Given problem =
Each entry that follows is to be retyped exactly. Pictures do not belong in the copy.

** begin Items **

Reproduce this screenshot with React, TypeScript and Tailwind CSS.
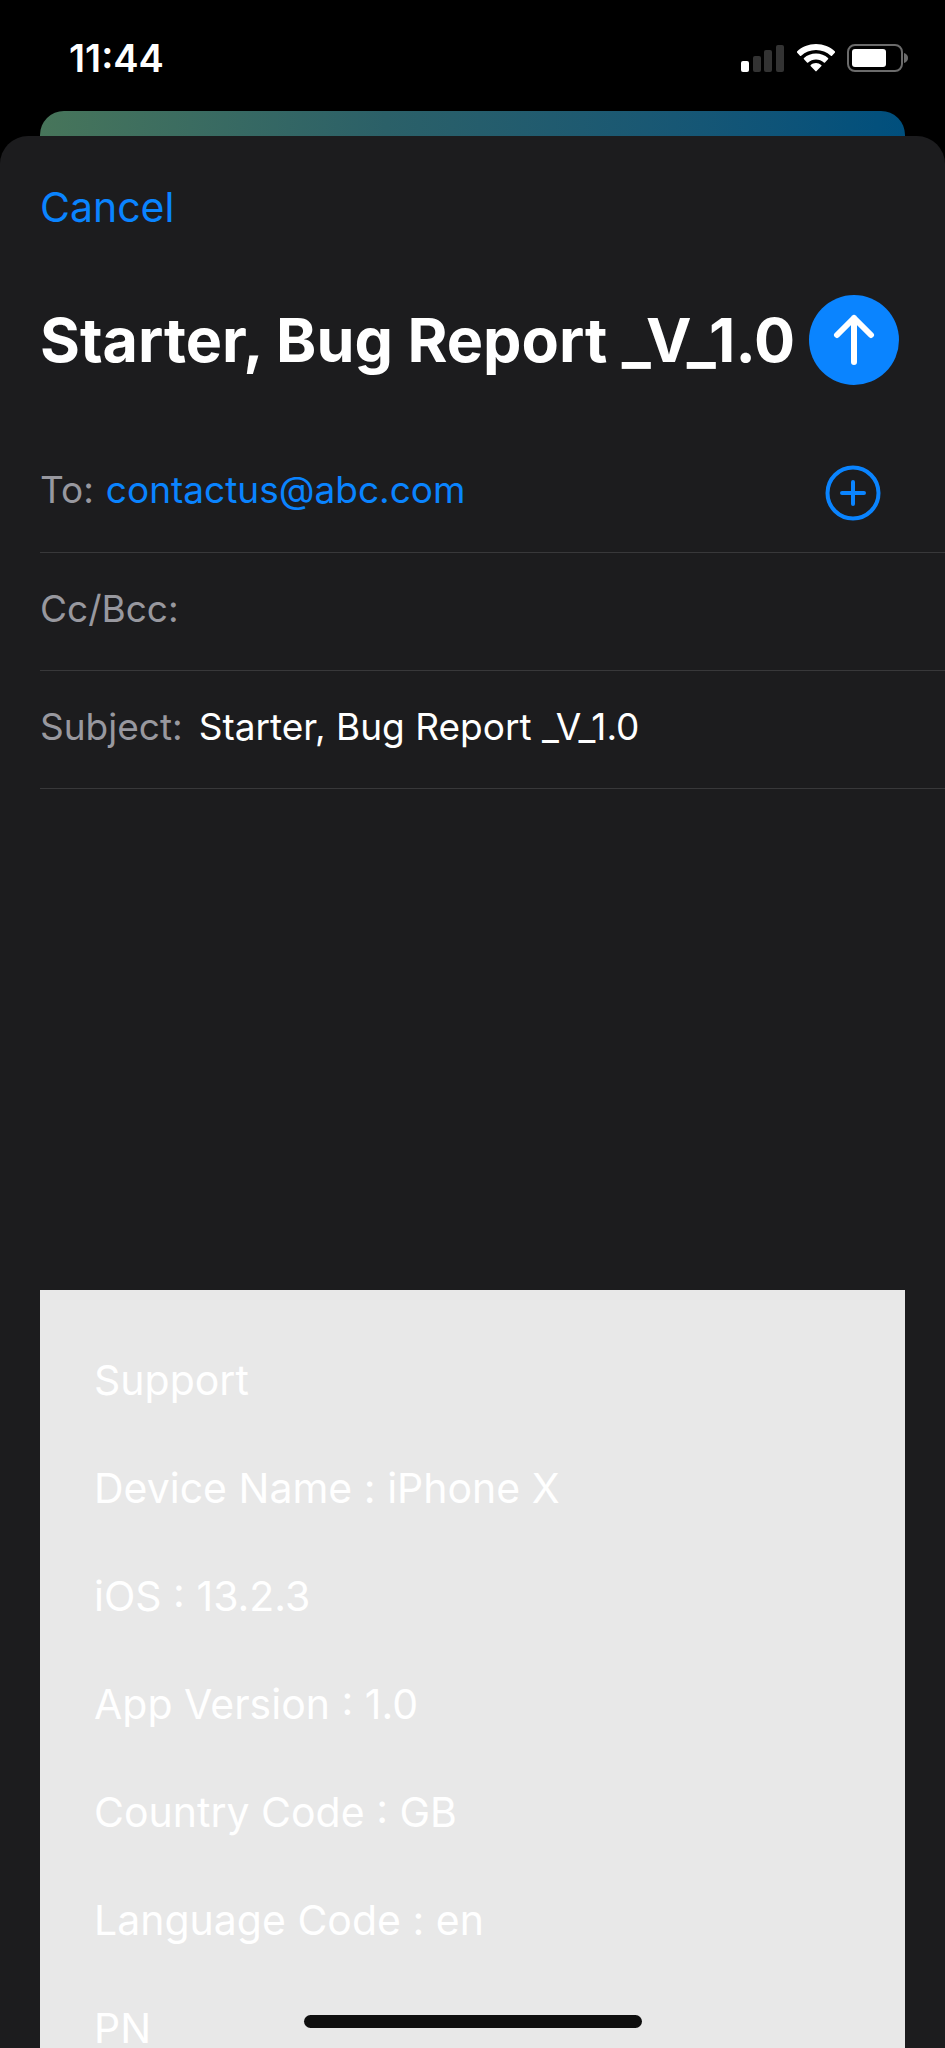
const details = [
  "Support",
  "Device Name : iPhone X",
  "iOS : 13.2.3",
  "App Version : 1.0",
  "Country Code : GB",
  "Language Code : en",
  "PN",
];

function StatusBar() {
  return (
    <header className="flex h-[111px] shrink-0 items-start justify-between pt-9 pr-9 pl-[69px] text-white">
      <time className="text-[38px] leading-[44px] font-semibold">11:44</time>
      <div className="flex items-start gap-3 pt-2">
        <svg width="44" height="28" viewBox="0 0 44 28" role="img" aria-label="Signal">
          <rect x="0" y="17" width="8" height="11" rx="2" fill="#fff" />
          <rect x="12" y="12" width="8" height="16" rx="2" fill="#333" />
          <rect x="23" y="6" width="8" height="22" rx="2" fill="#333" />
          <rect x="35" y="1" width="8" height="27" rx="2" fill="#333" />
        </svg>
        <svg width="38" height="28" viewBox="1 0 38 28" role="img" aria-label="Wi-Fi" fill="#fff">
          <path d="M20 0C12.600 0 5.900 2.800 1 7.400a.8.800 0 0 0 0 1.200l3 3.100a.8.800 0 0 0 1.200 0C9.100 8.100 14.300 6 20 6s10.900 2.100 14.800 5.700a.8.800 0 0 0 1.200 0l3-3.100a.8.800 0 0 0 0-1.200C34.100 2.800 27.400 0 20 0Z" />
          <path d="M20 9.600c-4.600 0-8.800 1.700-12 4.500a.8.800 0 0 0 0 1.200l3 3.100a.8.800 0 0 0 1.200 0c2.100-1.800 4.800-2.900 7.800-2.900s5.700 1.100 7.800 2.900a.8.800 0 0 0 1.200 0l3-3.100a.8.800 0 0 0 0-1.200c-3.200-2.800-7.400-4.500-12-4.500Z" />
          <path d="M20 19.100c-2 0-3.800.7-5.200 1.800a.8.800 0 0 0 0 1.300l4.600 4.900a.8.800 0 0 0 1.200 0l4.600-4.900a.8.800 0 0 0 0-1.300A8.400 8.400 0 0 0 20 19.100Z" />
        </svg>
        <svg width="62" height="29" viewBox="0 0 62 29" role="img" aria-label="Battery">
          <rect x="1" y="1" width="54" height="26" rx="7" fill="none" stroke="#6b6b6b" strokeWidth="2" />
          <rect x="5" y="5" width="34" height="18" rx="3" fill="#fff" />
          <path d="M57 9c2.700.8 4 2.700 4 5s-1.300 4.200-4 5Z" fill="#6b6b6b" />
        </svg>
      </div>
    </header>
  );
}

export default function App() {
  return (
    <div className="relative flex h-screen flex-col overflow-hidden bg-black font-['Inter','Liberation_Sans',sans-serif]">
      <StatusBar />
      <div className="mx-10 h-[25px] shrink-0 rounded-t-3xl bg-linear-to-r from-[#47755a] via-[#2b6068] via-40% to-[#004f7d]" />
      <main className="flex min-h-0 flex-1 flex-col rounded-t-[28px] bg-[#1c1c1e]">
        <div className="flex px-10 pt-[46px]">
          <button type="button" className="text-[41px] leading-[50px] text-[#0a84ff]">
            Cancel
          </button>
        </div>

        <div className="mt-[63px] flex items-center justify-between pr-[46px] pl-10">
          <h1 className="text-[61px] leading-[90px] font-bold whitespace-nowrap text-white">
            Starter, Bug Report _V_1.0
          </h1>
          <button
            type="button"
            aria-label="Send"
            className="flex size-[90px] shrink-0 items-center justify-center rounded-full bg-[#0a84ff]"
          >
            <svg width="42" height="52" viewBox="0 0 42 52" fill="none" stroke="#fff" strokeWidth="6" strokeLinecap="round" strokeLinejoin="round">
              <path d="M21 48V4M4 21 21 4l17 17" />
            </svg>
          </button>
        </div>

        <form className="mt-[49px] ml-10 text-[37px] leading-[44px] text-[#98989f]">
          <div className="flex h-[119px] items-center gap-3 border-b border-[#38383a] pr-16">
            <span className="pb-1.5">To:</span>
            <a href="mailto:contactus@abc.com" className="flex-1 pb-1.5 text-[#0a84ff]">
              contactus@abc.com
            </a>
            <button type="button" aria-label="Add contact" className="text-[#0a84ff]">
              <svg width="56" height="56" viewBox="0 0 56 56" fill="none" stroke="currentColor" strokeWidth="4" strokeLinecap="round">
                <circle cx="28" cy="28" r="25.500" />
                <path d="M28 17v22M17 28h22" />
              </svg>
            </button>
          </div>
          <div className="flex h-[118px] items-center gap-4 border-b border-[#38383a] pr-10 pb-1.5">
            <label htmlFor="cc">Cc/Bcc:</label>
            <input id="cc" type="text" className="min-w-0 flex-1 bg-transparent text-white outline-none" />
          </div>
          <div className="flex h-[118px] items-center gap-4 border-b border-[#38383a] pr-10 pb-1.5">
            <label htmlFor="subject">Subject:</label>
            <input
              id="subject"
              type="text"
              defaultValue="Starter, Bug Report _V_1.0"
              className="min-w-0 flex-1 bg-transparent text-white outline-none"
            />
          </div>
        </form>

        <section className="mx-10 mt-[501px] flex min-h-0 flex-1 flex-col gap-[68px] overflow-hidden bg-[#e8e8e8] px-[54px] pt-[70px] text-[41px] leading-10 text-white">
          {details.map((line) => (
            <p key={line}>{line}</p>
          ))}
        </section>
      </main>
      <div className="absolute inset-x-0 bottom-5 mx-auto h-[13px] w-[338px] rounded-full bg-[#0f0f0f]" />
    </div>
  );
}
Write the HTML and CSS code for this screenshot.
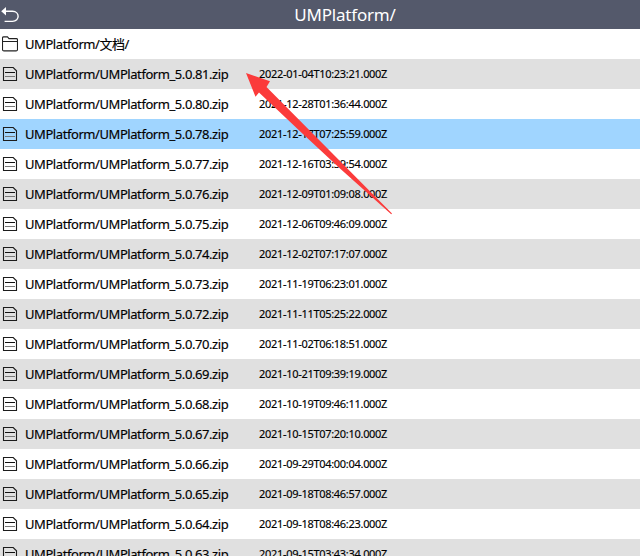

** end Items **

Solution for this exercise =
Reproduce this screenshot with React, TypeScript and Tailwind CSS.
const details = [
  "Support",
  "Device Name : iPhone X",
  "iOS : 13.2.3",
  "App Version : 1.0",
  "Country Code : GB",
  "Language Code : en",
  "PN",
];

function StatusBar() {
  return (
    <header className="flex h-[111px] shrink-0 items-start justify-between pt-9 pr-9 pl-[69px] text-white">
      <time className="text-[38px] leading-[44px] font-semibold">11:44</time>
      <div className="flex items-start gap-3 pt-2">
        <svg width="44" height="28" viewBox="0 0 44 28" role="img" aria-label="Signal">
          <rect x="0" y="17" width="8" height="11" rx="2" fill="#fff" />
          <rect x="12" y="12" width="8" height="16" rx="2" fill="#333" />
          <rect x="23" y="6" width="8" height="22" rx="2" fill="#333" />
          <rect x="35" y="1" width="8" height="27" rx="2" fill="#333" />
        </svg>
        <svg width="38" height="28" viewBox="1 0 38 28" role="img" aria-label="Wi-Fi" fill="#fff">
          <path d="M20 0C12.600 0 5.900 2.800 1 7.400a.8.800 0 0 0 0 1.200l3 3.100a.8.800 0 0 0 1.200 0C9.100 8.100 14.300 6 20 6s10.900 2.100 14.800 5.700a.8.800 0 0 0 1.200 0l3-3.100a.8.800 0 0 0 0-1.200C34.100 2.800 27.400 0 20 0Z" />
          <path d="M20 9.600c-4.600 0-8.800 1.700-12 4.500a.8.800 0 0 0 0 1.200l3 3.100a.8.800 0 0 0 1.200 0c2.100-1.800 4.800-2.900 7.800-2.900s5.700 1.100 7.800 2.900a.8.800 0 0 0 1.200 0l3-3.100a.8.800 0 0 0 0-1.200c-3.200-2.800-7.400-4.500-12-4.500Z" />
          <path d="M20 19.100c-2 0-3.800.7-5.200 1.800a.8.800 0 0 0 0 1.300l4.600 4.900a.8.800 0 0 0 1.200 0l4.600-4.900a.8.800 0 0 0 0-1.300A8.400 8.400 0 0 0 20 19.100Z" />
        </svg>
        <svg width="62" height="29" viewBox="0 0 62 29" role="img" aria-label="Battery">
          <rect x="1" y="1" width="54" height="26" rx="7" fill="none" stroke="#6b6b6b" strokeWidth="2" />
          <rect x="5" y="5" width="34" height="18" rx="3" fill="#fff" />
          <path d="M57 9c2.700.8 4 2.700 4 5s-1.300 4.200-4 5Z" fill="#6b6b6b" />
        </svg>
      </div>
    </header>
  );
}

export default function App() {
  return (
    <div className="relative flex h-screen flex-col overflow-hidden bg-black font-['Inter','Liberation_Sans',sans-serif]">
      <StatusBar />
      <div className="mx-10 h-[25px] shrink-0 rounded-t-3xl bg-linear-to-r from-[#47755a] via-[#2b6068] via-40% to-[#004f7d]" />
      <main className="flex min-h-0 flex-1 flex-col rounded-t-[28px] bg-[#1c1c1e]">
        <div className="flex px-10 pt-[46px]">
          <button type="button" className="text-[41px] leading-[50px] text-[#0a84ff]">
            Cancel
          </button>
        </div>

        <div className="mt-[63px] flex items-center justify-between pr-[46px] pl-10">
          <h1 className="text-[61px] leading-[90px] font-bold whitespace-nowrap text-white">
            Starter, Bug Report _V_1.0
          </h1>
          <button
            type="button"
            aria-label="Send"
            className="flex size-[90px] shrink-0 items-center justify-center rounded-full bg-[#0a84ff]"
          >
            <svg width="42" height="52" viewBox="0 0 42 52" fill="none" stroke="#fff" strokeWidth="6" strokeLinecap="round" strokeLinejoin="round">
              <path d="M21 48V4M4 21 21 4l17 17" />
            </svg>
          </button>
        </div>

        <form className="mt-[49px] ml-10 text-[37px] leading-[44px] text-[#98989f]">
          <div className="flex h-[119px] items-center gap-3 border-b border-[#38383a] pr-16">
            <span className="pb-1.5">To:</span>
            <a href="mailto:contactus@abc.com" className="flex-1 pb-1.5 text-[#0a84ff]">
              contactus@abc.com
            </a>
            <button type="button" aria-label="Add contact" className="text-[#0a84ff]">
              <svg width="56" height="56" viewBox="0 0 56 56" fill="none" stroke="currentColor" strokeWidth="4" strokeLinecap="round">
                <circle cx="28" cy="28" r="25.500" />
                <path d="M28 17v22M17 28h22" />
              </svg>
            </button>
          </div>
          <div className="flex h-[118px] items-center gap-4 border-b border-[#38383a] pr-10 pb-1.5">
            <label htmlFor="cc">Cc/Bcc:</label>
            <input id="cc" type="text" className="min-w-0 flex-1 bg-transparent text-white outline-none" />
          </div>
          <div className="flex h-[118px] items-center gap-4 border-b border-[#38383a] pr-10 pb-1.5">
            <label htmlFor="subject">Subject:</label>
            <input
              id="subject"
              type="text"
              defaultValue="Starter, Bug Report _V_1.0"
              className="min-w-0 flex-1 bg-transparent text-white outline-none"
            />
          </div>
        </form>

        <section className="mx-10 mt-[501px] flex min-h-0 flex-1 flex-col gap-[68px] overflow-hidden bg-[#e8e8e8] px-[54px] pt-[70px] text-[41px] leading-10 text-white">
          {details.map((line) => (
            <p key={line}>{line}</p>
          ))}
        </section>
      </main>
      <div className="absolute inset-x-0 bottom-5 mx-auto h-[13px] w-[338px] rounded-full bg-[#0f0f0f]" />
    </div>
  );
}
Write the HTML and CSS code for this screenshot.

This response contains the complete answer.